- Title: JERUSALEM: Moroccan community survives in Old City
- Date: 25th October 2007
- Summary: VARIOUS OF MOROCCAN QUARTER RESIDENTS STANDING OUTDOORS IN THE QUARTER A RESIDENT OF THE MOROCCAN QUARTER HOLDING A PHOTOGRAPH OF THE MOROCCAN QUARTER TAKEN BEFORE 1967
- Embargoed: 9th November 2007 12:00
- Topics: Lifestyle
- Reuters ID: LVA8SHXBZ8ZE8ABYFCV8VVPQLDDN
- Story Text: An ancient community which traces its roots to the Mediterranean shores of North Africa survives in the alleyways of the Old City of Jerusalem, despite suffering a number of setbacks in recent decades and living in a neighbourhood reduced to a fraction of its original size.
Ancestors of residents of the Moroccan Quarter in the Old City came to Jerusalem to fight with the 12th-century Muslim Caliph Salaheddin al-Ayyoubi, widely known as Saladin, to recapture Palestine from the Crusader Kingdom of Jerusalem.
"After the liberation of Jerusalem, some of them went back to their country, while some settled in the Moroccan Quarter," said the Moroccan community's representative Mohammed Abdel Haq.
Salaheddin is revered in Arab history as the liberator of Jerusalem from European armies in 1187.
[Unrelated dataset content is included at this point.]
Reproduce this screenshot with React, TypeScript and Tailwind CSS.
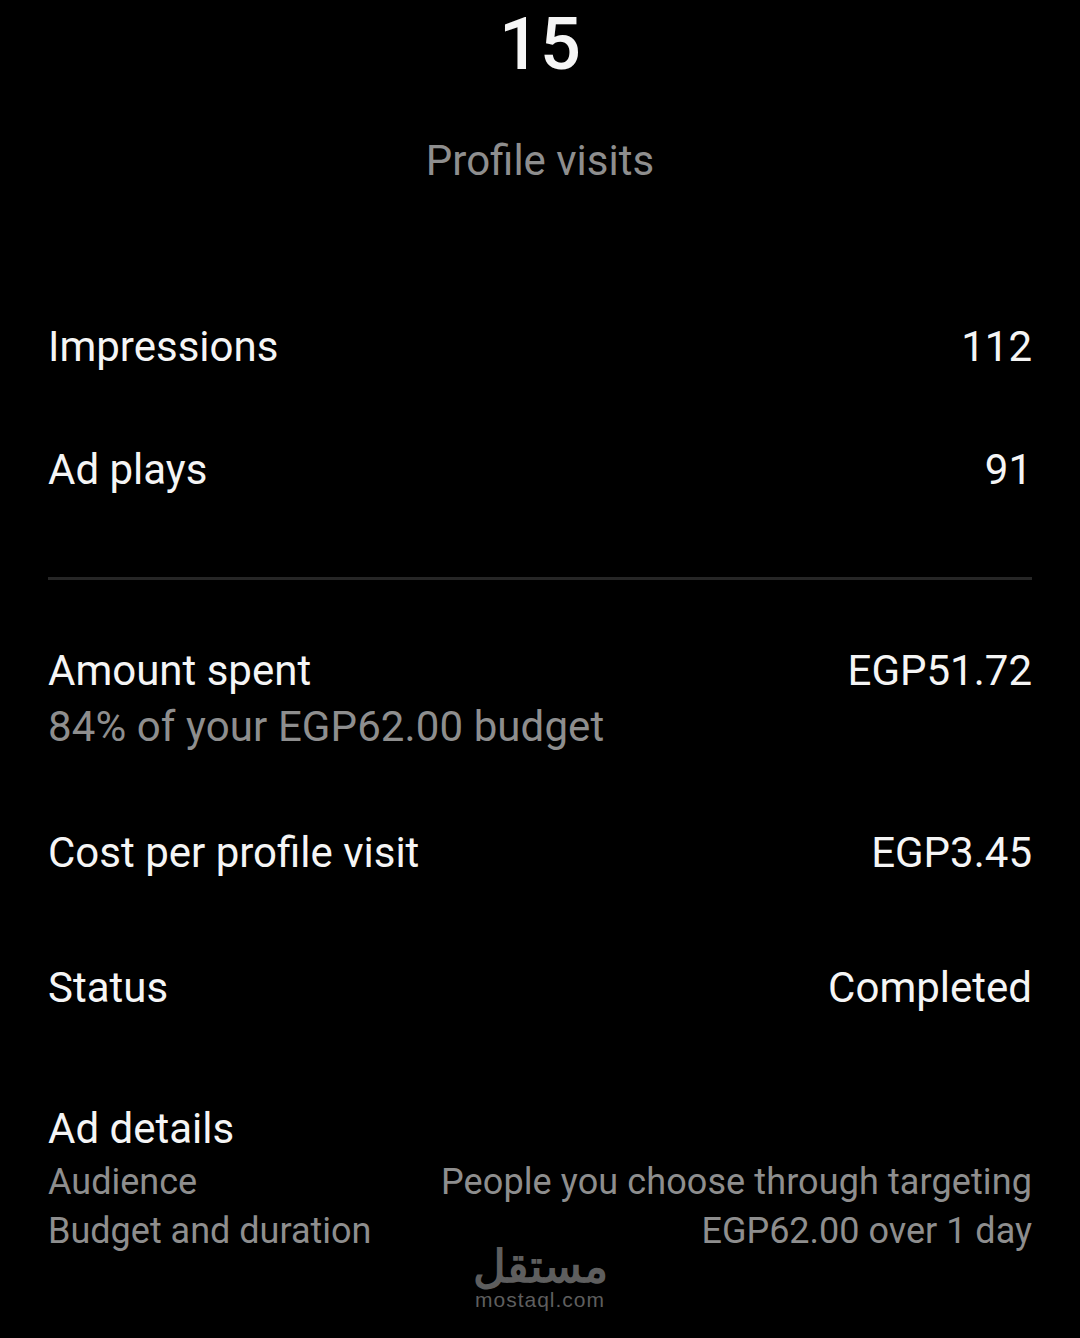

Residents of the Moroccan Quarter held on to Moroccan food and clothing culture throughout the decades, assimilating into Palestinian society most noticeably during the 19th century. Over the years, scientific, educational and religious institutions were founded in the neighbourhood and it became home to Muslim religious clerics who served at the nearby Haram al-Sharif, a compound that houses the Dome of the Rock and al-Aqsa mosque.
But the fate of residents of the Moroccan Quarter has taken turns for the worse in recent decades.
The Moroccan Quarter adjoins the Old City's Jewish quarter. Three days after Israel seized the Old City from Jordan in the Six Day War in 1967, the residents of the Moroccan Quarter were given a few hours' notice to vacate their homes. The Israeli army demolished the neighbourhood, and all that remains of the Quarter today is a corner known as the Abu Madian al-Ghoth area, inhabited by 30 Moroccan families.
The land on which the Old Quarter existed, and which was owned by the Moroccan Waqf religious endowment, was confiscated by Israel.
The Western Wall Plaza, an extended area Israel has constructed over the past decades which houses Judaism's most important religious site, now covers the area which was once inhabited by the city's Moroccan residents.
Many in the diminished quarter hold on to old photographs of their neighbourhood as it was before 1967.
"We suffer in every catastrophe. In 1948, we lost Ein Karem and in 1967 we lost the Moroccan neighbourhood. They (Israeli authorities) did not stop at this, when they decided to build up the Jewish Quarter in the old city, they confiscated dozens of houses and pieces of land from the Moroccan community in the Jewish quarter, Bab al-Silsileh and Husr Market," said Abdel Haq.
A number of Moroccan families had been living in the town of Ein Karem to the southwest of Jerusalem -- now known as the Jerusalem neighbourhood of Ein Kerem -- but fled and lost their property along with the rest of its Palestinian inhabitants just before and after the town was attacked and captured by Israeli forces during the 1948 Arab-Israeli War.
Most recently, Israel began archaeological digging early this year outside the Mughrabi Gate, which leads to the Moroccan Quarter as well as the Haram al-Sharif.
Arab leaders and Muslim clerics charge the excavations could damage the foundations of the holy sites, an allegation Israeli officials said was politically motivated.
The Moroccan community in the Old City is now 10,000-strong. A further 40,000 Moroccans live outside the Quarter, in the West Bank, Israel and other parts of Jerusalem.
Inside the Old City, a group of Moroccan women decided to found a society to revive Jerusalem's Moroccan community by strengthening inter-social ties and Moroccan identity in the Quarter.
"We established this society in August 2005 so we could get together, visit each other and gather for group events," said Fatmeh Mughrabi, head of the Moroccan Women's Society in Jerusalem, which organises cultural and children's events and communal meals featuring traditional Moroccan dishes.